READ: Lenovo Yoga 13 review

But as we've nodded to, the Samsung is a slender slab of AMD-powered machine. Closed up and it's just over 1.7cms tall - more short, really - the design carves a near optical illusion taper by the way it pinches in away from the thickest point to look extra thin when viewed from the side.

Lined up across the two sides are a variety of ports: USB 3.0, USB 2.0, micro HDMI, mini VGA, 3.5mm headphone jack, mini Ethernet, and an SD card reader tucked away under a plastic flap. All bases covered then, although for practicality's sake you will need adaptors to use some of the mini ports with success.

Track, touch and type

As with many Windows 8 machines the ATIV Book 9 Lite adopts a touchscreen principle. You can swipe in, drag icons around and do all those touch-enabled things that you may - or may not - want to do. We're still on the fence about touchscreen laptops, but get that some users will want to dirty-up their screens with their fingertips.

But you don't have to touch the screen, that's part of the pleasure of using a laptop. And the island keyboard found in the 9 Lite feels really good in use. It's springy and resistive to just the right point and there's enough separation between keys for it to not prove a mash-up of keys when typing. We've been using it as our go-to machine during the testing period and found our typing was unhinged, despite dropping down from a 15.4-inch to the smaller-scale Samsung.

The trackpad, too, has just the right amount of finger-grabbing tactile feel to its finish for a fluid experience. It's easy to fling the cursor around screen, use it for two-finger gestures to scroll up, down or across documents, and the unmarked left and right click positions come naturally in use.

All in all, and considering the price point, we have very few qualms about the ATIV Book 9 Lite in use. It might be a bit plasticky, but that's to be expected, and it doesn't detrimentally impact the device experience.

Performance and power

Under the hood of the Book 9 Lite is a quad-core AMD processor, paired up with AMD Radeon graphics and 4GB of RAM. It might not be Intel, and the "up to 1.4Ghz" might lack the more serious thump that you might hope for, but then this is the "Lite" version of the ATIV model. It's in line with what we expected. We've been browsing, typing, watching movies and doing all that normal day-to-day computer stuff and seen little to no issues with the performance.

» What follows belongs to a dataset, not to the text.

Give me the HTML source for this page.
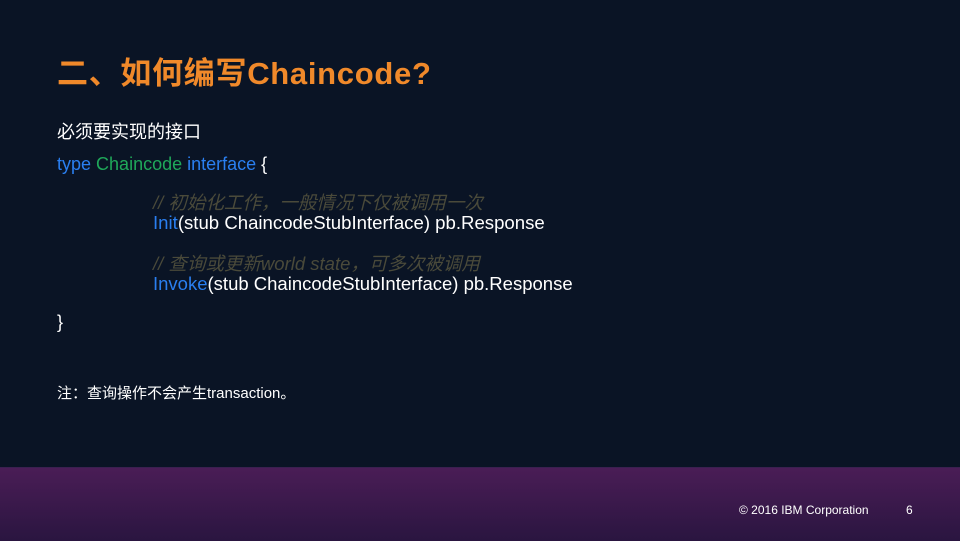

The 128GB SSD drive on board makes light work of load times - wake from sleep is near instantaneous. Once switched on we also found that so-called "bloatware" is kept to a minimum. Norton Internet Security is loaded up by default we didn't find it to continually prompt us to do anything - a rare but good thing. Other than that we had one Samsung own-brand prompt on which we ticked the "don't show me this again" box and that was that.

However, if you want to step things up a gear for serious photo editing then this isn't the laptop for you. It can chug through things, but not at smooth frame rates or at pace. At less than £500 we're not surprised: go up the pricing food chain and you'll be able to access more power.

One of the benefits of this AMD chip set is its apparent low impact on battery life. We've been getting six hours from the device without problem but then we've not been stretching its processing capacity in our day-to-day work. Dim the screen, go extra light and we reckon the Lite will last out considerably longer still - up to a claimed nine hours. But still, in this class the battery performance we've been seeing is more than acceptable. Some upcoming Intel Baytrail machines might see that bettered by some margin, but for the time being we're content with the life per charge from this ATIV.

Verdict

The first ATIV model that we've seen for review breathes fresh life into the Samsung laptop range. The Book 9 Lite is a good looking, albeit fairly plasticky, 13.3-inch offering that's affordable and just as on the money when it comes to all those day-to-day tasks.

The SSD makes it fast to load and wake from sleep, and even if the AMD processor isn't cut out for gaming or hardened editing, we're not surprised - that's not what this machine is all about.

A comfortable typing, tracking and touchscreen experience wrapped up in a portable package. Even if the ATIV Book 9 Lite doesn't quite take our breath away in terms of excitement, for the money it's one of the more favourable laptops out there today. Well worth a look.